--- BEGIN Source data ---

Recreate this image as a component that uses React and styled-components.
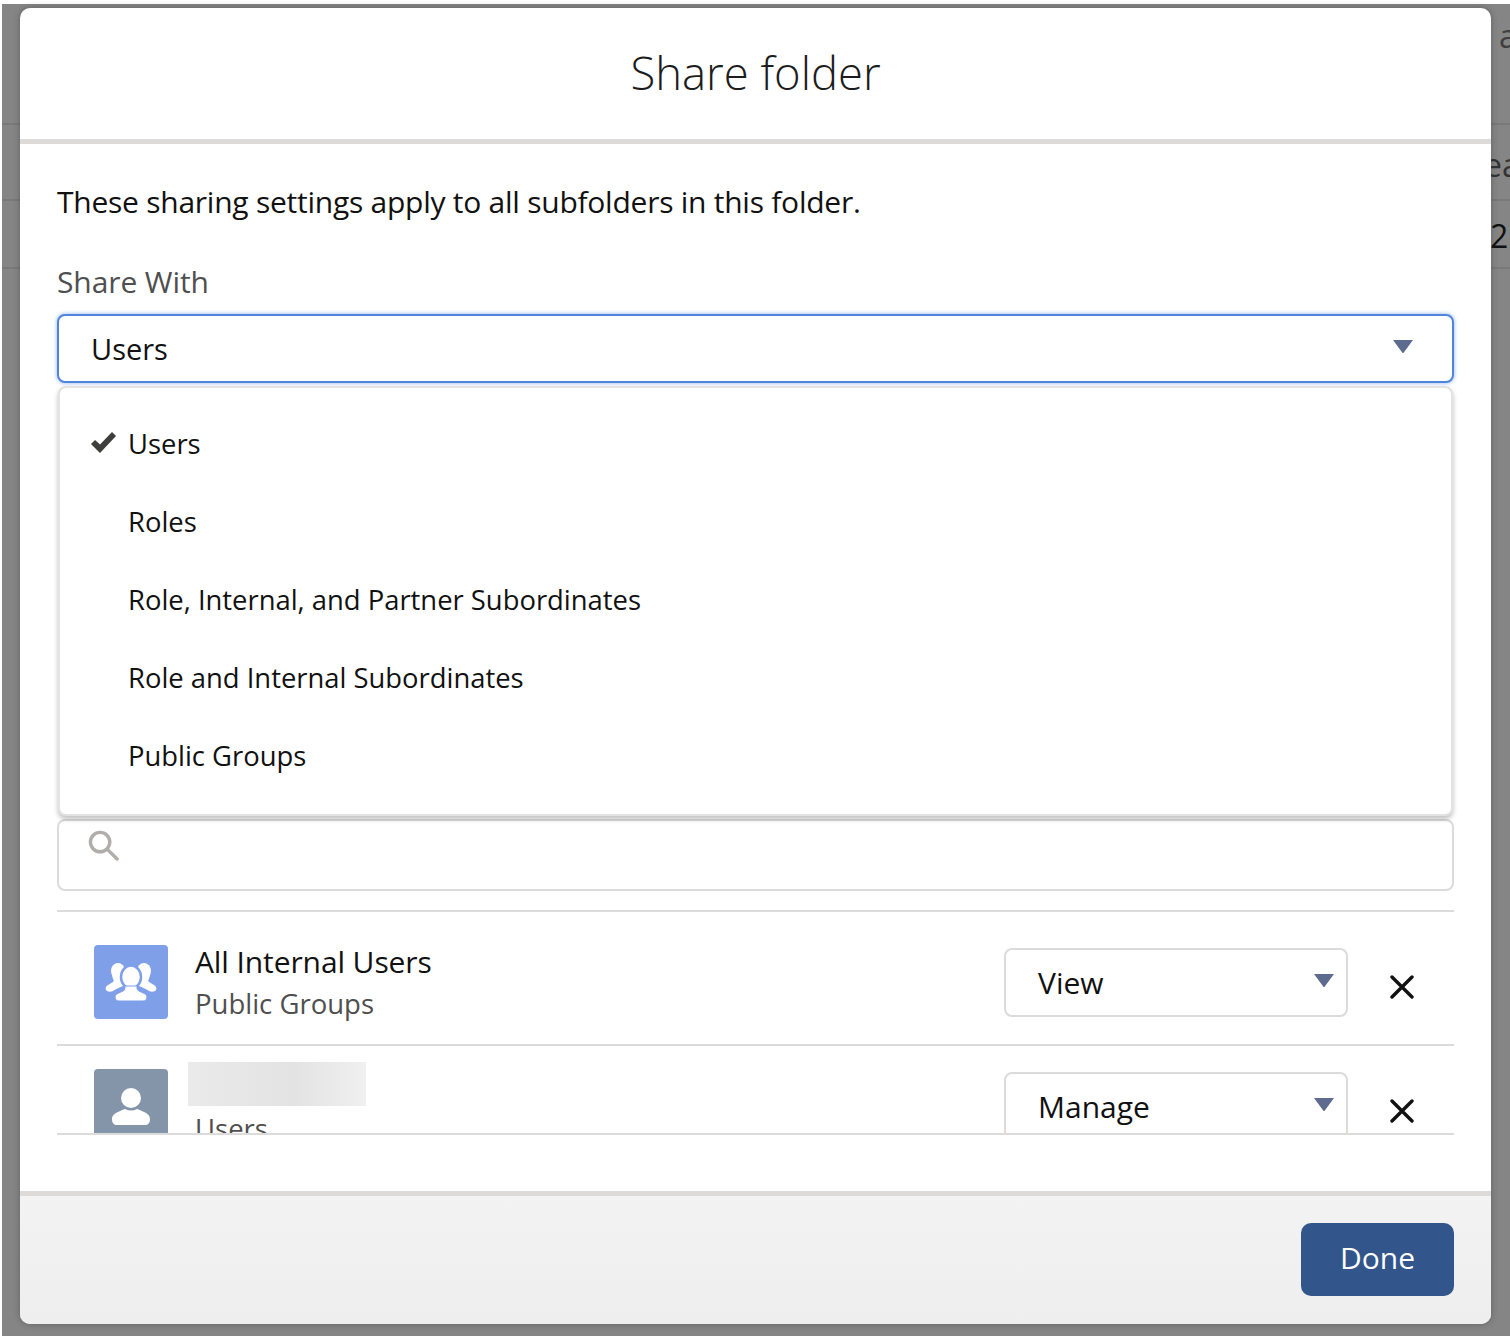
import React from 'react';
import styled, { createGlobalStyle } from 'styled-components';

const GlobalStyle = createGlobalStyle`
  html, body {
    margin: 0;
    padding: 0;
    background: #ffffff;
    font-family: "Open Sans", "Noto Sans", "Liberation Sans", sans-serif;
    color: #111111;
  }
`;

const Page = styled.div`
  position: relative;
  width: 1510px;
  height: 1336px;
  overflow: hidden;
`;

const Backdrop = styled.div`
  margin: 4px 0 0 2px;
  height: 1332px;
  background: #858585;
  display: flex;
  flex-direction: column;
`;

const BackRow = styled.div`
  height: ${p => p.$h}px;
  flex: none;
  border-bottom: 2px solid #797979;
  box-sizing: border-box;
  padding-left: ${p => p.$left}px;
  padding-top: ${p => p.$top}px;
  font-size: 32px;
  line-height: 36px;
  color: ${p => p.$color || '#333333'};
  white-space: nowrap;
`;

const Modal = styled.div`
  position: absolute;
  left: 20px;
  top: 8px;
  width: 1471px;
  height: 1316px;
  background: #ffffff;
  border-radius: 10px;
  display: flex;
  flex-direction: column;
  overflow: hidden;
  box-shadow: 0 0 6px rgba(50, 50, 50, 0.45);
`;

const Header = styled.header`
  height: 136px;
  flex: none;
  box-sizing: border-box;
  border-bottom: 5px solid #dddbda;
  display: flex;
  justify-content: center;
  padding-top: 36px;
`;

const Title = styled.h2`
  margin: 0;
  font-size: 45.4px;
  line-height: 56px;
  font-weight: 300;
  color: #1c1c1c;
`;

const Body = styled.div`
  flex: 1;
  padding: 38px 37px 0;
  min-height: 0;
`;

const Intro = styled.p`
  margin: 0;
  font-size: 30px;
  line-height: 40px;
  letter-spacing: -0.25px;
  color: #111111;
`;

const FieldLabel = styled.div`
  margin-top: 40px;
  font-size: 30px;
  line-height: 40px;
  letter-spacing: -0.1px;
  color: #4f4f4f;
`;

const SelectWrap = styled.div`
  position: relative;
  margin-top: 12px;
`;

const Select = styled.div`
  height: 69px;
  box-sizing: border-box;
  background: #ffffff;
  border-radius: 8px;
  border: 2px solid ${p => (p.$focus ? '#4f86dc' : '#dddbda')};
  box-shadow: ${p => (p.$focus ? '0 0 4px #8db2ec' : 'none')};
  display: flex;
  align-items: center;
  justify-content: space-between;
  padding: 0 ${p => (p.$small ? 12 : 39)}px 0 32px;
  margin-top: ${p => (p.$small ? 3 : 0)}px;
  font-size: ${p => (p.$small ? 30 : 29)}px;
  color: #111111;
  flex: none;
  width: ${p => (p.$small ? '344px' : 'auto')};
`;

const Caret = styled.svg`
  width: 20px;
  height: 13px;
  margin-top: -5px;
  flex: none;
  fill: #5d6b8f;
`;

const Menu = styled.div`
  position: absolute;
  left: 1px;
  right: 1px;
  top: 72px;
  height: 430px;
  box-sizing: border-box;
  background: #ffffff;
  border: 2px solid #e4e3e2;
  border-radius: 8px;
  box-shadow: 0 3px 5px rgba(0, 0, 0, 0.25);
  padding: 16px 0 0 31px;
  z-index: 2;
`;

const MenuItem = styled.div`
  height: 78px;
  display: flex;
  align-items: center;
  font-size: 27.4px;
  color: #111111;
`;

const CheckSlot = styled.span`
  width: 37px;
  flex: none;
  display: flex;
  align-items: center;
`;

const Search = styled.div`
  margin-top: 436px;
  height: 72px;
  box-sizing: border-box;
  border: 2px solid #dddbda;
  border-radius: 8px;
  padding: 9px 0 0 29px;
`;

const List = styled.div`
  margin-top: 19px;
  height: 225px;
  box-sizing: border-box;
  border-top: 2px solid #dddbda;
  border-bottom: 2px solid #dddbda;
  overflow: hidden;
`;

const Row = styled.div`
  height: 134px;
  box-sizing: border-box;
  border-bottom: 2px solid #dddbda;
  display: flex;
  align-items: flex-start;
  padding: ${p => p.$top}px 37px 0 37px;
`;

const Avatar = styled.div`
  width: 74px;
  height: 74px;
  flex: none;
  border-radius: 4px;
  background: ${p => p.$bg};
  display: flex;
  align-items: center;
  justify-content: center;
`;

const Info = styled.div`
  flex: 1;
  min-width: 0;
  margin: -4px 0 0 27px;
`;

const Name = styled.div`
  font-size: 30px;
  line-height: 42px;
  letter-spacing: -0.1px;
  color: #111111;
`;

const Sub = styled.div`
  font-size: 27.5px;
  line-height: 42px;
  color: #4f4f4f;
`;

const Redacted = styled.div`
  width: 178px;
  height: 44px;
  margin: -3px 0 2px -7px;
  background: linear-gradient(90deg, #eaeaea, #e3e3e3 60%, #f0f0f0);
`;

const Remove = styled.svg`
  width: 24px;
  height: 24px;
  flex: none;
  margin: 30px 3px 0 42px;
  stroke: #111111;
  stroke-width: 3.4;
  fill: none;
`;

const Footer = styled.footer`
  height: 133px;
  flex: none;
  box-sizing: border-box;
  border-top: 5px solid #dddbda;
  background: linear-gradient(#f3f3f3, #eeeeee);
  display: flex;
  justify-content: flex-end;
  padding: 27px 37px 0 0;
`;

const DoneButton = styled.button`
  width: 153px;
  height: 73px;
  border: none;
  border-radius: 10px;
  background: #32558b;
  color: #ffffff;
  font-family: inherit;
  font-size: 30px;
  padding: 0 0 5px;
`;

const CaretIcon = () => (
  <Caret viewBox="0 0 20 13">
    <path d="M0 0h20L10.8 12.4a1 1 0 0 1-1.6 0z" />
  </Caret>
);

const CheckIcon = () => (
  <svg width="25" height="22" viewBox="0 0 25 22">
    <path d="M0 12l4-4 5 4.500L21 0l4 4L9 21z" fill="#3e3e3c" />
  </svg>
);

const SearchIcon = () => (
  <svg width="31" height="31" viewBox="0 0 32 32" fill="none" stroke="#b0adab" strokeWidth="3.500">
    <circle cx="12.500" cy="12.500" r="10" />
    <path d="M20 20l10 10" strokeLinecap="round" />
  </svg>
);

const GroupIcon = () => (
  <svg width="52" height="38" viewBox="0 0 52 38" fill="#ffffff">
    <ellipse cx="13" cy="8" rx="7" ry="8" />
    <ellipse cx="39" cy="8" rx="7" ry="8" />
    <path d="M7 12h12l-1 11c-3 1-7 3-10 5-2 1-6 1-7-1-1-2 0-4 2-5l5-3c1-1 1-2 0-3z" />
    <path d="M45 12H33l1 11c3 1 7 3 10 5 2 1 6 1 7-1 1-2 0-4-2-5l-5-3c-1-1-1-2 0-3z" />
    <ellipse cx="26" cy="14" rx="10" ry="11.500" stroke="#7f9fe8" strokeWidth="2.500" />
    <path d="M20 23h12c0 3 0 4 2 5 4 2 8 3 8 6 0 3-2 4-4 4H14c-2 0-4-1-4-4 0-3 4-4 8-6 2-1 2-2 2-5z" stroke="#7f9fe8" strokeWidth="1" />
  </svg>
);

const UserIcon = () => (
  <svg width="40" height="40" viewBox="0 0 40 40" fill="#ffffff">
    <circle cx="20" cy="12" r="10" />
    <path d="M14 23c-8 3-13 5-13 10 0 4 2 6 5 6h28c3 0 5-2 5-6 0-5-5-7-13-10-4 2-8 2-12 0z" />
  </svg>
);

const CloseIcon = () => (
  <Remove viewBox="0 0 24 24">
    <path d="M2 2l20 20M22 2L2 22" strokeLinecap="round" />
  </Remove>
);

const menuOptions = ['Roles', 'Role, Internal, and Partner Subordinates', 'Role and Internal Subordinates', 'Public Groups'];

export default function App() {
  return (
    <Page>
      <GlobalStyle />
      <Backdrop>
        <BackRow $h={121} $left={1497} $top={14} $color="#3f3f3f">a</BackRow>
        <BackRow $h={76} $left={1482} $top={22}>ea</BackRow>
        <BackRow $h={68} $left={1488} $top={17} $color="#111111">2</BackRow>
      </Backdrop>
      <Modal>
        <Header>
          <Title>Share folder</Title>
        </Header>
        <Body>
          <Intro>These sharing settings apply to all subfolders in this folder.</Intro>
          <FieldLabel>Share With</FieldLabel>
          <SelectWrap>
            <Select $focus>
              Users
              <CaretIcon />
            </Select>
            <Menu>
              <MenuItem>
                <CheckSlot><CheckIcon /></CheckSlot>
                Users
              </MenuItem>
              {menuOptions.map(option => (
                <MenuItem key={option}>
                  <CheckSlot />
                  {option}
                </MenuItem>
              ))}
            </Menu>
          </SelectWrap>
          <Search>
            <SearchIcon />
          </Search>
          <List>
            <Row $top={33}>
              <Avatar $bg="#7f9fe8"><GroupIcon /></Avatar>
              <Info>
                <Name>All Internal Users</Name>
                <Sub>Public Groups</Sub>
              </Info>
              <Select $small>
                View
                <CaretIcon />
              </Select>
              <CloseIcon />
            </Row>
            <Row $top={23}>
              <Avatar $bg="#8494a9"><UserIcon /></Avatar>
              <Info>
                <Redacted />
                <Sub>Users</Sub>
              </Info>
              <Select $small>
                Manage
                <CaretIcon />
              </Select>
              <CloseIcon />
            </Row>
          </List>
        </Body>
        <Footer>
          <DoneButton>Done</DoneButton>
        </Footer>
      </Modal>
    </Page>
  );
}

--- END Source data ---

> What you should do: A single figure is required: the number of lines above in which the word "components" occurs.

> Final result: 2